|Publication number||US8004393 B2|
|Application number||US 12/214,723|
|Publication date||Aug 23, 2011|
|Filing date||Jun 20, 2008|
|Priority date||Jun 26, 2007|
|Also published as||US20090002143|
|Publication number||12214723, 214723, US 8004393 B2, US 8004393B2, US-B2-8004393, US8004393 B2, US8004393B2|
|Original Assignee||Babaco Alarm Systems, Inc.|
|Export Citation||BiBTeX, EndNote, RefMan|
|Patent Citations (14), Referenced by (3), Classifications (6), Legal Events (2)|
|External Links: USPTO, USPTO Assignment, Espacenet|
Priority is claimed on Provisional Patent application Ser. No. 60/937,363 filed Jun. 26, 2007.
1. Field of the Invention
The present invention relates to cargo security systems, and more particularly to a security system for the protection of cargo located in a truck or similar vehicle during transport in which a digital counter display device is mounted on the exterior truck cargo door or cargo door lock enclosure and displays a number which changes upon opening of the cargo door or lock to indicate that the vehicle cargo area may have been accessed during transit.
2. Description of Prior Art including Information Disclosed Under 37 CFR 1.97 and 1.98
Currently, it is very common for trucks used to transport cargo to utilize a plastic or metal seal attached to the J-hook of the lock of a truck door. The physical seal is attached to the lock by the shipper after the truck is loaded with cargo and the door has been locked, before the truck leaves the shipper to travel to its destination.
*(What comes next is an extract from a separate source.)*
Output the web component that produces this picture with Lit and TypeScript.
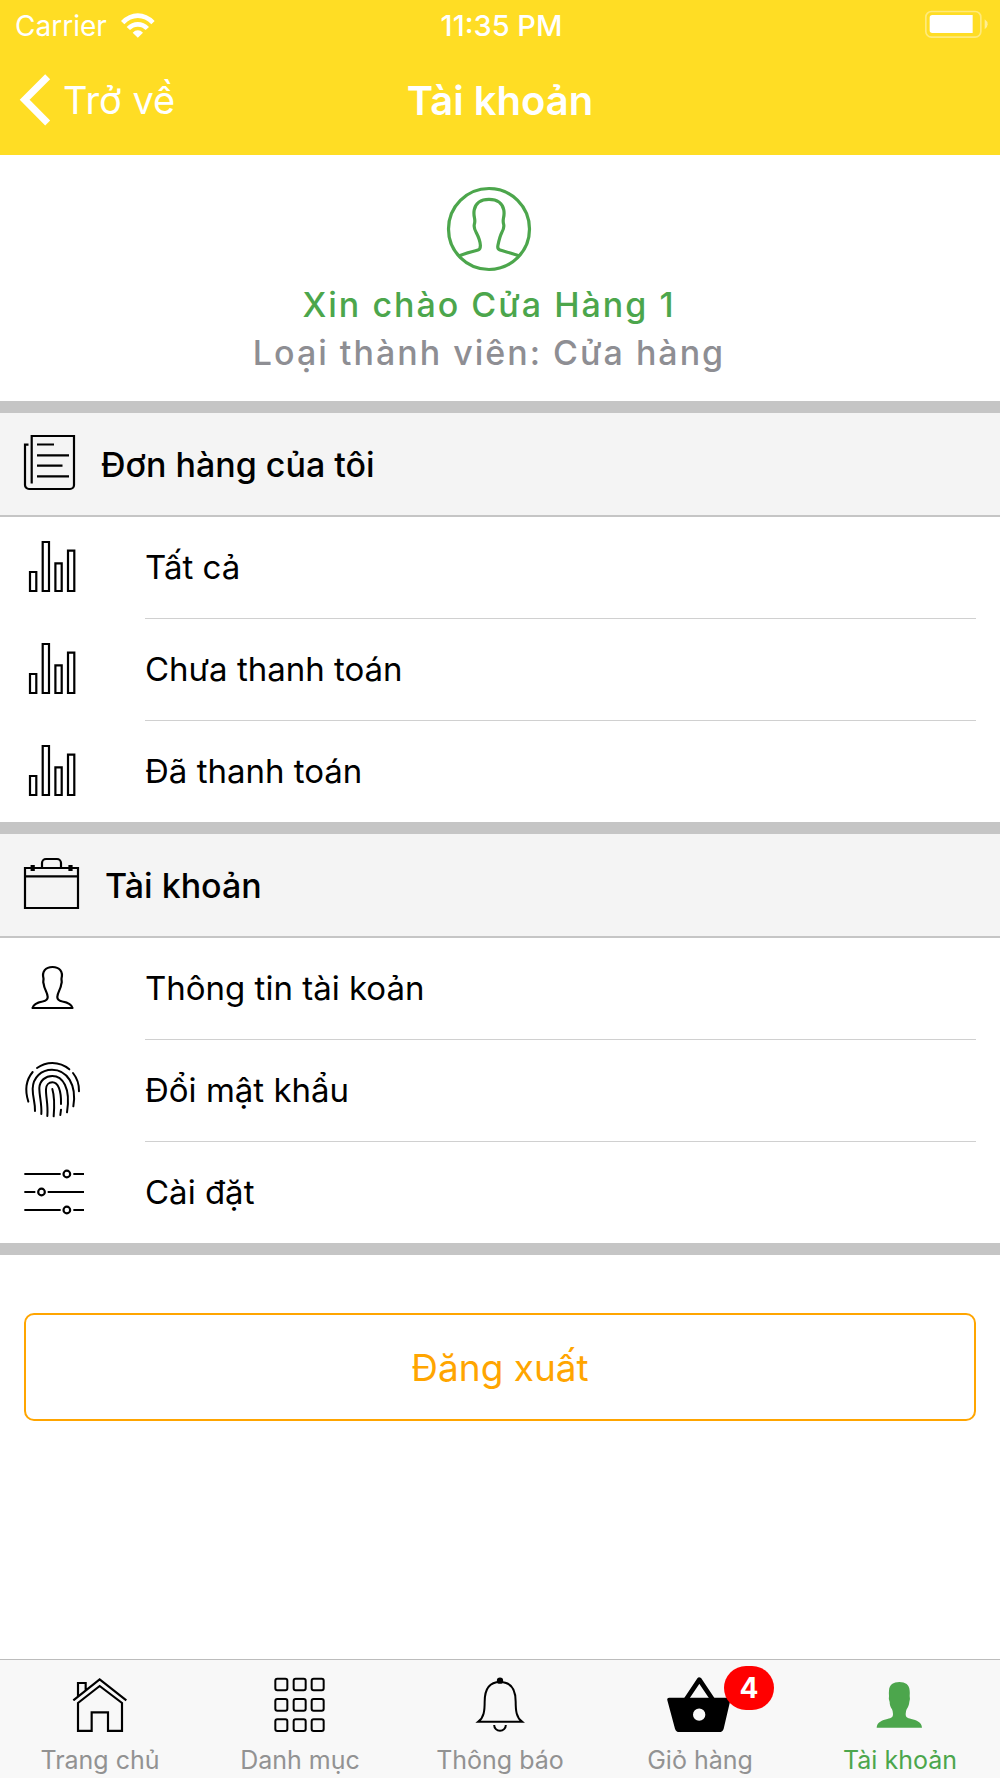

In order to open the truck door and access the cargo, it is necessary to break the seal. Hence, the physical seal acts as a visual indicator as to whether the vehicle door has been opened during transit. At the destination, the recipient observes the physical seal when the truck arrives, before the vehicle door is opened. If the seal remains intact, the recipient knows that the vehicle door has not been opened and thus the cargo has not been tampered with during transit. If the seal is broken, the recipient knows that the vehicle door has been opened permitting access to the cargo and thus not to accept the shipment.
However, the physical seal has disadvantages. The seal may be damaged or broken for reasons other than accessing the cargo, causing the shipper to refuse the shipment even though the cargo has not been tampered. Further, it is difficult for the shipper to lock the vehicle door and at the same time place a seal on the lock because the seal must be attached to the J-hook of the lock, the part that is received in the door jam to secure the door.
It is, therefore, a prime object of the present invention to provide a digital vehicle cargo security system.
It is another object of the present invention to provide a digital vehicle cargo security system that utilizes a digital counter to indicate that the truck cargo may have been accessed during transit.
It is another object of the present invention to provide a digital vehicle cargo security system in which the number on the counter after the cargo has been secured is transmitted to the recipient of the cargo at the cargo destination.
It is another object of the present invention to provide a digital vehicle cargo security system in which the number on the counter is transmitted to the cargo recipient by entering the number on the shipping documents or electronically, via the Internet or by a wireless communications device.
It is another object of the present invention to provide a digital vehicle cargo security system which in one embodiment includes a sensor located within the enclosure of the truck door lock capable of sensing the state of the lock.
It is another object of the present invention to provide a digital vehicle cargo security system which in another embodiment includes a sensor located adjacent the cargo door capable of sensing the position of the cargo door.
It is another object of the present invention to provide a digital vehicle cargo security system in which the sensor is a magnetic switch.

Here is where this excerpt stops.